◆ WHAT YOU ARE ASKED TO DO ◆
Give only the number of lines that include the string "index".

◆ RAW DATA ◆
-=-=-
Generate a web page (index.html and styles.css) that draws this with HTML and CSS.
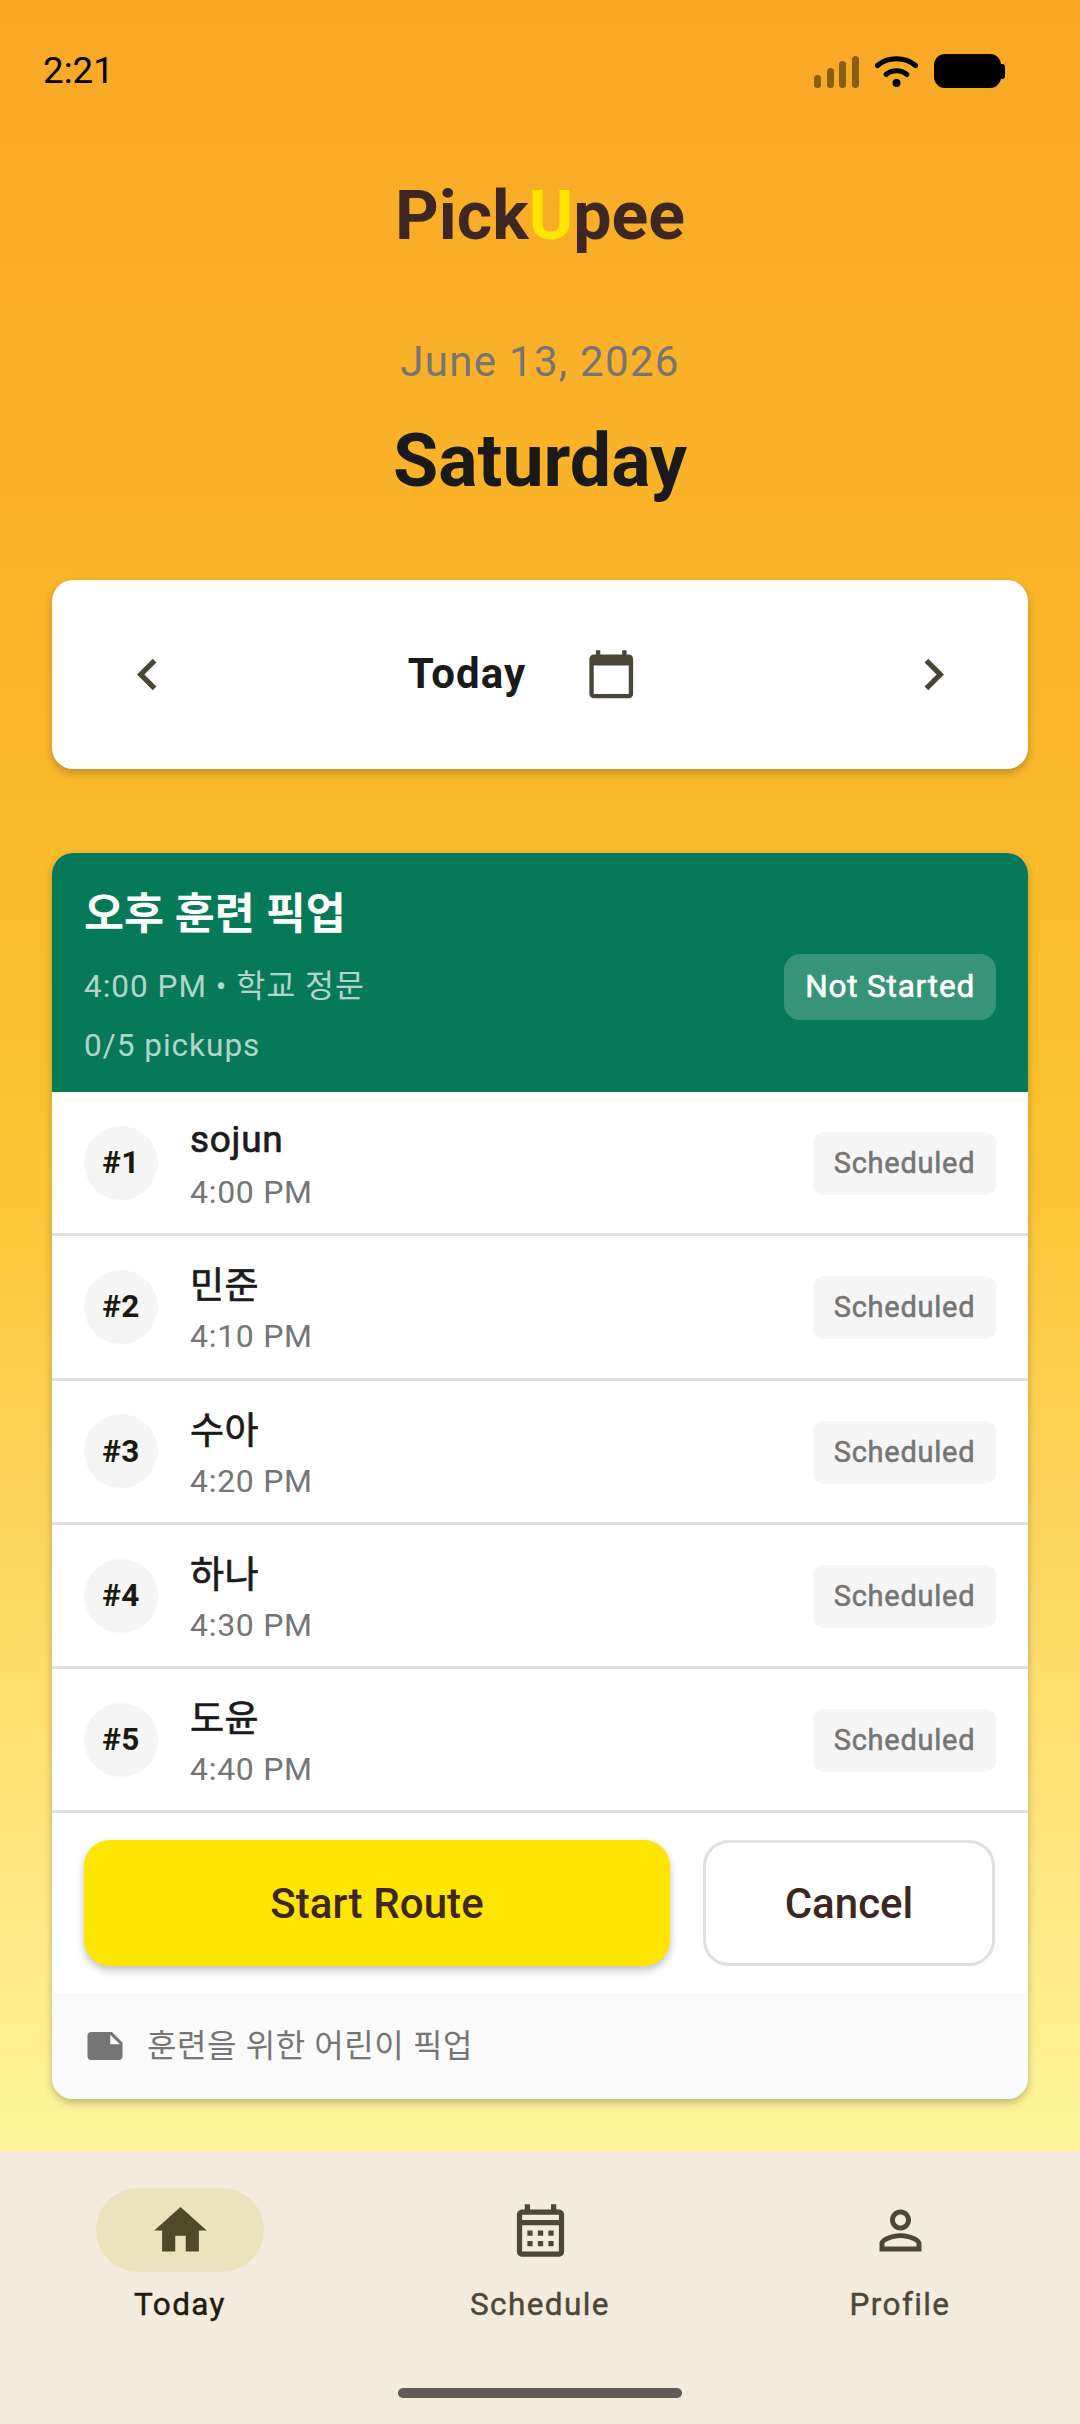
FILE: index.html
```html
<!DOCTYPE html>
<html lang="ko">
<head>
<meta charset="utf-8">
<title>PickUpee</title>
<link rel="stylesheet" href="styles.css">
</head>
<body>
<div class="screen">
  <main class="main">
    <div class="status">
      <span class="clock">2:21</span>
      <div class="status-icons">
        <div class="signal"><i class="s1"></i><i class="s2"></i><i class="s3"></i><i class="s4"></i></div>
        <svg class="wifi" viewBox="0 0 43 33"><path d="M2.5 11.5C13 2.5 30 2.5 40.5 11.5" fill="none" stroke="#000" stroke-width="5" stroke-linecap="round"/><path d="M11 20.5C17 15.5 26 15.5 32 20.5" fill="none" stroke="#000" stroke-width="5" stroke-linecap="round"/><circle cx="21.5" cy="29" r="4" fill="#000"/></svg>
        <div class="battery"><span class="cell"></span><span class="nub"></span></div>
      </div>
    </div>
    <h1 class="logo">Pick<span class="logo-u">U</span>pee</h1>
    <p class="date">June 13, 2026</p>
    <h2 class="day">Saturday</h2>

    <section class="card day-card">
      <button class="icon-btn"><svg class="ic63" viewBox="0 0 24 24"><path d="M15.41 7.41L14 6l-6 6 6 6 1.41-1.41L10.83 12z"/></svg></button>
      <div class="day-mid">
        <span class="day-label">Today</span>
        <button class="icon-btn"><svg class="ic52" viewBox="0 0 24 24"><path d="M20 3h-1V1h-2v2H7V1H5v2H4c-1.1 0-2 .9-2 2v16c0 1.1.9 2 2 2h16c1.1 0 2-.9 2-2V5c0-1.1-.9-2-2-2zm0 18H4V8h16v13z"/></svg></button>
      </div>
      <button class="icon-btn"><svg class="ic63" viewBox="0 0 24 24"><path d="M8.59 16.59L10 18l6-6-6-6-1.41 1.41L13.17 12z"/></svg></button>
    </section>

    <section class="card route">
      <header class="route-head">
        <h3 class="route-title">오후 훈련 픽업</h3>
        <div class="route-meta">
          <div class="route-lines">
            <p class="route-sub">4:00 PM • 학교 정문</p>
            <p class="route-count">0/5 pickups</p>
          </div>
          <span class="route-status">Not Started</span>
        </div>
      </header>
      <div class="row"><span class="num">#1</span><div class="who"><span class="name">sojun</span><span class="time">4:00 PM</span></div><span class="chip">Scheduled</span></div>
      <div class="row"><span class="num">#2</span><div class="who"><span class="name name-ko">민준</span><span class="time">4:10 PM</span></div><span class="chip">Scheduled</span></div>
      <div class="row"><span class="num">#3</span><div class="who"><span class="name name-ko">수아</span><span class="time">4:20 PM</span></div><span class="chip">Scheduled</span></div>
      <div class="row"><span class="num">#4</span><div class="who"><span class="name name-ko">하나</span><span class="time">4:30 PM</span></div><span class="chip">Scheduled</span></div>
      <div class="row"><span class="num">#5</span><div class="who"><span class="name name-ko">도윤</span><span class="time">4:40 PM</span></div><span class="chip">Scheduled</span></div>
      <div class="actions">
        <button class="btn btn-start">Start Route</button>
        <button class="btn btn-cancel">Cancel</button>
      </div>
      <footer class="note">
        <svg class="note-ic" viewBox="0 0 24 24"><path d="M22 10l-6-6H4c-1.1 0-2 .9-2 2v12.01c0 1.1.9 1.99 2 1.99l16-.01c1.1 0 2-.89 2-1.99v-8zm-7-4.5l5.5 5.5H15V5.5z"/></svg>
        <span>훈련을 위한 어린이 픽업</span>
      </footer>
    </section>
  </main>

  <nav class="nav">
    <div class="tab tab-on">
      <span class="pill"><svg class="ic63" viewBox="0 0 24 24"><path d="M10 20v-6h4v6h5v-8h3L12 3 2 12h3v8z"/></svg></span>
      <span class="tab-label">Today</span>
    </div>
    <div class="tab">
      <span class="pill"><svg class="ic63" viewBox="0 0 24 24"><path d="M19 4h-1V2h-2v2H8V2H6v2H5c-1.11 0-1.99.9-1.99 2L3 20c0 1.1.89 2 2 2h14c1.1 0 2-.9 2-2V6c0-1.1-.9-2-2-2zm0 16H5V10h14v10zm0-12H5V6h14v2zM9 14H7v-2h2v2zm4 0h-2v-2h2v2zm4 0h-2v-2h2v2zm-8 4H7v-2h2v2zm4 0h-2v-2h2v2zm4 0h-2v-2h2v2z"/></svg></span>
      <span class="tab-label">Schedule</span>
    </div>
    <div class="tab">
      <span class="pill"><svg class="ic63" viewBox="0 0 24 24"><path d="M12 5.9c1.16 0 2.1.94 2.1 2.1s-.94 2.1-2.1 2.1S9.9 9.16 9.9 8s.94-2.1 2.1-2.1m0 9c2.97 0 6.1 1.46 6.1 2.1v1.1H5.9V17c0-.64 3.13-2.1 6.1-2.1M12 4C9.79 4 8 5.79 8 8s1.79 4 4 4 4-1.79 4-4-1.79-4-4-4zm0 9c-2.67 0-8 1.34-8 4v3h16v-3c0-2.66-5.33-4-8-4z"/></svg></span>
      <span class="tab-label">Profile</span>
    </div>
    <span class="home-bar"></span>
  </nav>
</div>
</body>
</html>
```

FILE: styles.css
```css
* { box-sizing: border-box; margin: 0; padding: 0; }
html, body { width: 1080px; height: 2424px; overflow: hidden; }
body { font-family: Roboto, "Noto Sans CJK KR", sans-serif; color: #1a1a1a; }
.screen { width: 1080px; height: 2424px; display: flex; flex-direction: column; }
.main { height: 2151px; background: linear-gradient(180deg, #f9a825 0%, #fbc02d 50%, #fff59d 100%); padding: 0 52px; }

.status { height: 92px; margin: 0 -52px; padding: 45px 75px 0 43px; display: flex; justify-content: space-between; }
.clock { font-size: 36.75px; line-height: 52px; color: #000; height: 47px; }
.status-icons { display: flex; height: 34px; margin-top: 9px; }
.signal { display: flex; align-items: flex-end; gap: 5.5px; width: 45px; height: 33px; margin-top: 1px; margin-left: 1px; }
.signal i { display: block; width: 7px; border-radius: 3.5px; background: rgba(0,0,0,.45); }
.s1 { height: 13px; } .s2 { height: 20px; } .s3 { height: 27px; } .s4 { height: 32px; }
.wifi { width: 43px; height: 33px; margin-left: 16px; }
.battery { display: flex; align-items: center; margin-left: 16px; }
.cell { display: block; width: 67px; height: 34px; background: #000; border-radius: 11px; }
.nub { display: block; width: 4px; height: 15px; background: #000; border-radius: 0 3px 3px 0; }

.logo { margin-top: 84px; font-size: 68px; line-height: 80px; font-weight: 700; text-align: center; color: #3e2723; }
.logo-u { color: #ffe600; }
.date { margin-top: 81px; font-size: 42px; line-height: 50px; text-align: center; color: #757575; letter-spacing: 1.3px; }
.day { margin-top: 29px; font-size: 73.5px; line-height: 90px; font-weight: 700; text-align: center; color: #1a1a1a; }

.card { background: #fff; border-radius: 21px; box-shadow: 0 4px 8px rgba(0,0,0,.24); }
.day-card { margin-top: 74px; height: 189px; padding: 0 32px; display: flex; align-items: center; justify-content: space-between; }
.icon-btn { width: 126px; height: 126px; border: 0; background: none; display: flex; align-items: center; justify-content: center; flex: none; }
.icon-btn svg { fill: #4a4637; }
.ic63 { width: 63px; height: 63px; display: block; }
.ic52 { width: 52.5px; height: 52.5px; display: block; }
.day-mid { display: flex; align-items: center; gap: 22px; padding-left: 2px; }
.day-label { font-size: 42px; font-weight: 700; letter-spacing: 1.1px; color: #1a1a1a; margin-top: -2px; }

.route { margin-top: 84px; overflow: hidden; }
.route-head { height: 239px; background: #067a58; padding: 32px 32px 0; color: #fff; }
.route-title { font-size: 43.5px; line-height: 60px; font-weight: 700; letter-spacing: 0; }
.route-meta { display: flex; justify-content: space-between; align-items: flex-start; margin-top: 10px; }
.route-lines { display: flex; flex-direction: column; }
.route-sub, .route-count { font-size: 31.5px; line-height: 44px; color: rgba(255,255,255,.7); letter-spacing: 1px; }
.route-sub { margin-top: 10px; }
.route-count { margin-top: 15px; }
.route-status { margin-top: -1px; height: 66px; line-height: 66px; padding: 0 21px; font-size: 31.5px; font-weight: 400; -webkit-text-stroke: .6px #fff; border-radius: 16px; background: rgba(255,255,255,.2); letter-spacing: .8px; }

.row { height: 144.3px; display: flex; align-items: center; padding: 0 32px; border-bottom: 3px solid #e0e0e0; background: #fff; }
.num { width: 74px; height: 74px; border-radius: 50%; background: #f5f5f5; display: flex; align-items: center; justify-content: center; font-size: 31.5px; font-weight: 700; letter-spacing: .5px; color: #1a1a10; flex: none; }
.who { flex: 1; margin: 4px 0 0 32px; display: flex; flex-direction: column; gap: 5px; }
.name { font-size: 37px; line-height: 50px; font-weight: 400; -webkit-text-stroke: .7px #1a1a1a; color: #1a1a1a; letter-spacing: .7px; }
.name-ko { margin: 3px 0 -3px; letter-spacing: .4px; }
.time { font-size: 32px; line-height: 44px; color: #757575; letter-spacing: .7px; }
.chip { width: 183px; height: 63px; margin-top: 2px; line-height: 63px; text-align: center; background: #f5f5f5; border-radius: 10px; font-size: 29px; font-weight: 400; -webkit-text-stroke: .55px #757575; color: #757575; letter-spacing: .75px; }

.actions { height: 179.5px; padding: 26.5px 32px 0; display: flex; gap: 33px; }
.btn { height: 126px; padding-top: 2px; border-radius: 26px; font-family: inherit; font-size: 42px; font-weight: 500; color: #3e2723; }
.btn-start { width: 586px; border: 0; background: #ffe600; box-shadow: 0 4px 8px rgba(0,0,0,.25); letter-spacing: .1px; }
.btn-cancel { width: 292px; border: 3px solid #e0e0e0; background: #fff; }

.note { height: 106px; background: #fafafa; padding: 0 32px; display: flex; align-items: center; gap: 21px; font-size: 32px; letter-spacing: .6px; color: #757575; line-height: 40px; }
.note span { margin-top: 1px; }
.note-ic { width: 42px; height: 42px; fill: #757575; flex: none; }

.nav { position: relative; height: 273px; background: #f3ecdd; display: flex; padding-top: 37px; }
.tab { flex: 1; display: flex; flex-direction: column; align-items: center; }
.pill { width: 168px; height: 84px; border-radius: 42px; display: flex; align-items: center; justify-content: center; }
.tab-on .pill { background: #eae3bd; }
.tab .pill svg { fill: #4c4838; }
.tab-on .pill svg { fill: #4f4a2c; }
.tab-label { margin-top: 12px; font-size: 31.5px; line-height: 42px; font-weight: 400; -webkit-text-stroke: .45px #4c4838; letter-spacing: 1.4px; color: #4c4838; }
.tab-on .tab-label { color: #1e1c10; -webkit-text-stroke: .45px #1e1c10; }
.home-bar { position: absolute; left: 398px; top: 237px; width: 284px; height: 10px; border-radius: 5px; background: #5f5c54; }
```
-=-=-
◆ OUTPUT OF THE EXERCISE ◆
2